One of the big selling points to picking up the reissue of Boys For Pele is the inclusion of the unreleased track “To the Fair Motormaids of Japan,” which was recorded during the album’s sessions but has not seen the light of day until now, despite some kind of fan mythology surrounding it. The song would have fit in well within the context of the album—another sparsely arranged piece, it finds Amos balancing the give and take between her fragile whisper, and her visceral, cathartic howl.

In revising Boys For Pele now, one of the things that struck me about it is just how timeless and relevant the ideas found within it are. “Boys on my left side, boys on my right side, boys in the middle—and you’re not here,” she sings on “Caught a Lite Sneeze,” before following it up with, “I need a big loan from the girl zone.” And on the unearthed demo “Fire Eater’s Wife/Beauty Queen,” Amos asks, “What would this world be like without nasty girls?
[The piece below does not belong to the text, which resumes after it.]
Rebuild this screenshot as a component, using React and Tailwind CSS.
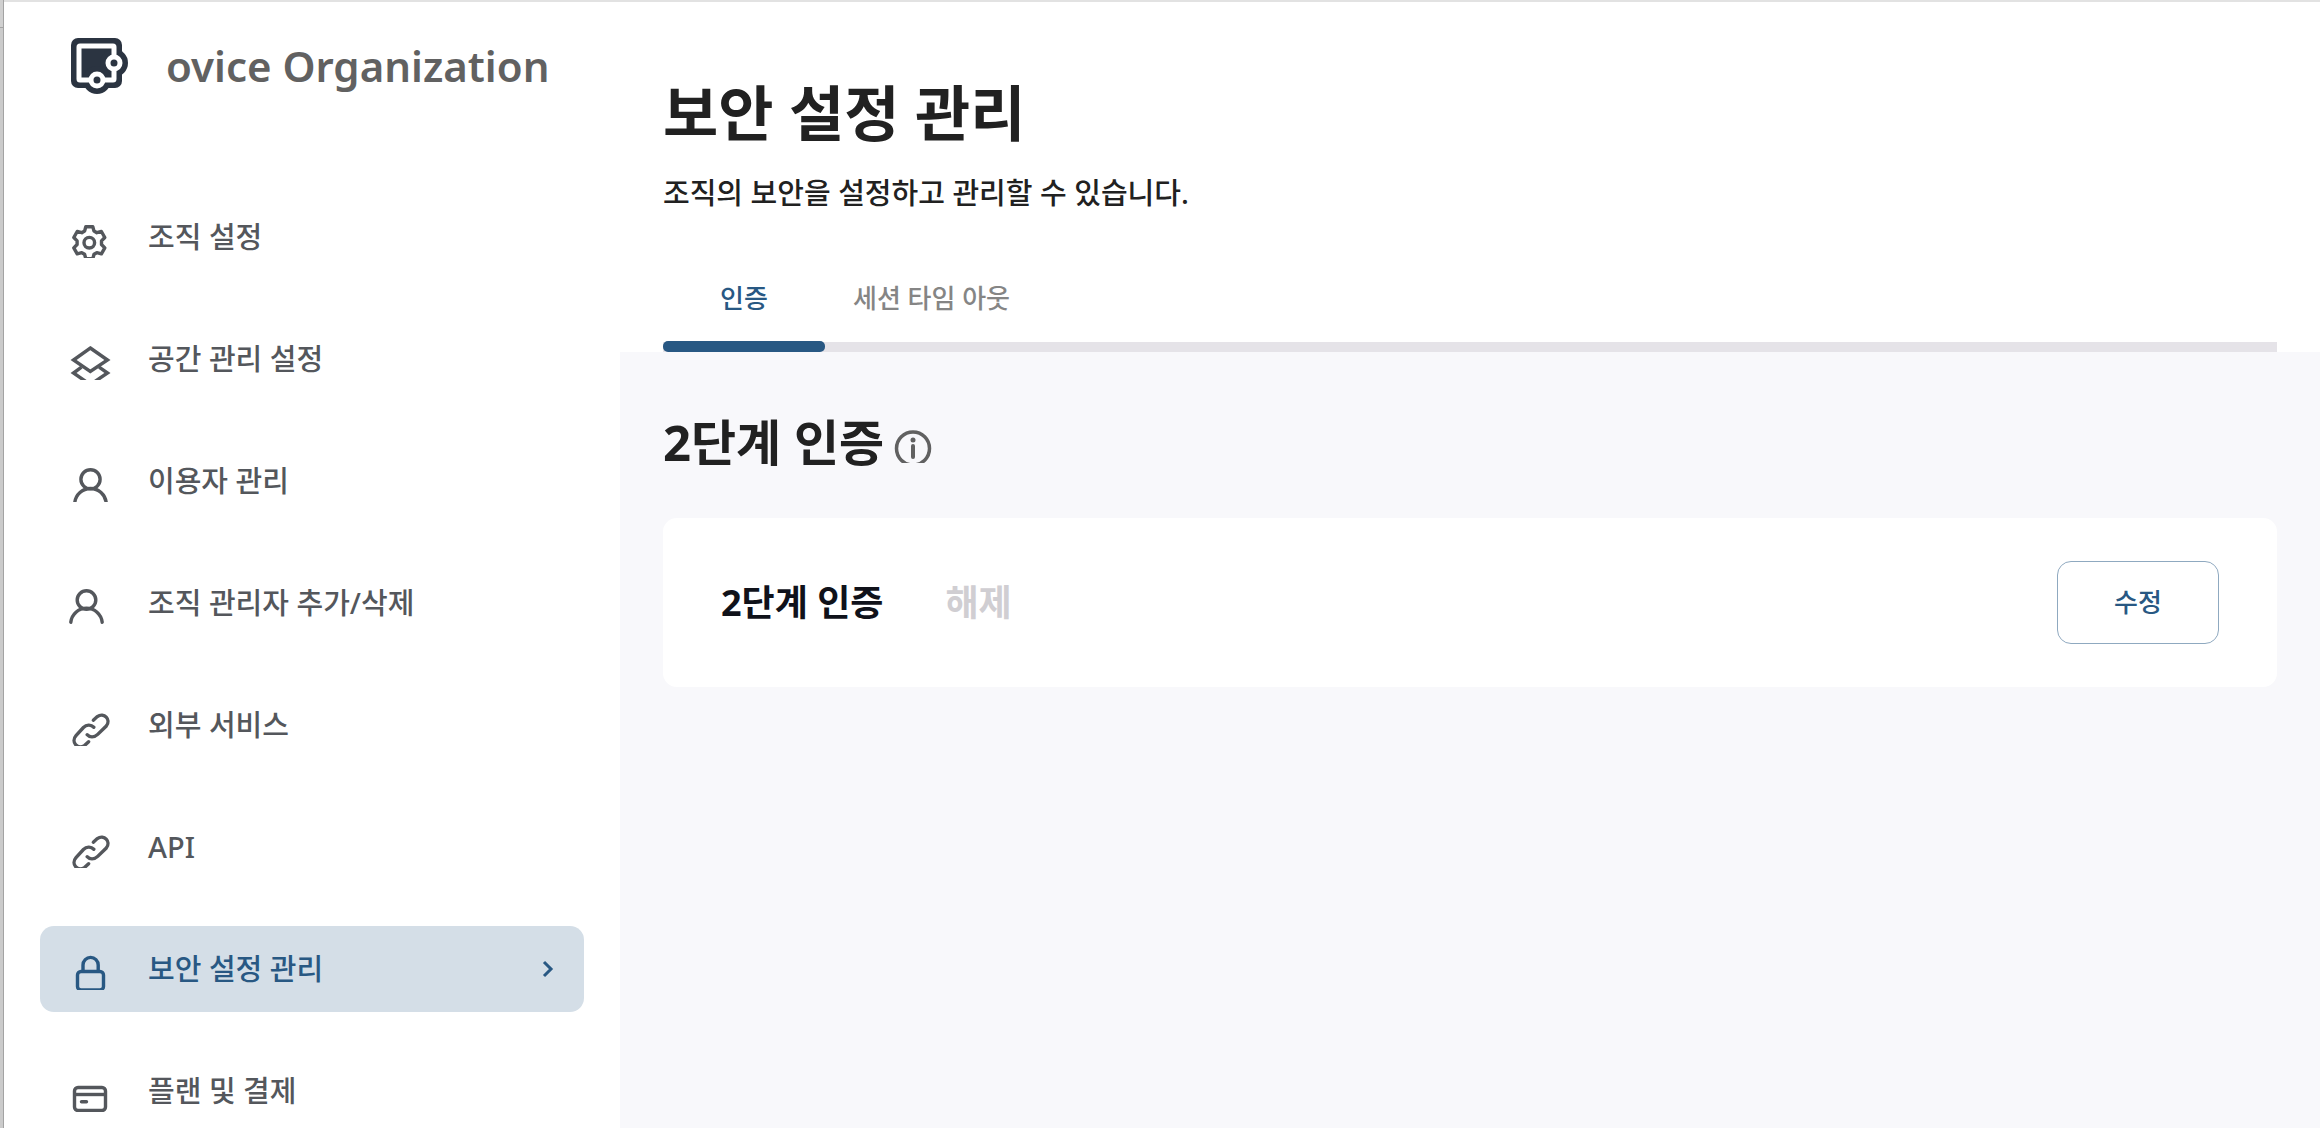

On the heels of recent aspects regarding the 2016 Presidential election—Clinton herself running for President, Trump’s aside of calling her a “nasty woman,” the concept of “grabbing a woman by the pussy,” and the threat of reproductive rights being at risk by the government, the exploration of femininity and feminism on Boys For Pele was an early rallying cry for women, and twenty years later, we are still sadly behind the times.

The idea of a concept album can be daunting to a listener, and Amos’ discography is filled with them. Boys For Pele is an odd listen that is both incredibly inviting and warm at times, while still keeping you at an arm’s length with its unnerving tension. For the longtime Amos fan—you already know how good this album is. For the casual fan, or those who are just discovering this album because of this reissue, Boys For Pele is an excellent place to start the journey through her canon.

The deluxe reissues of Boys For Pele, both the 2xLP and the 2xCD, are available now via Atlantic/Rhino.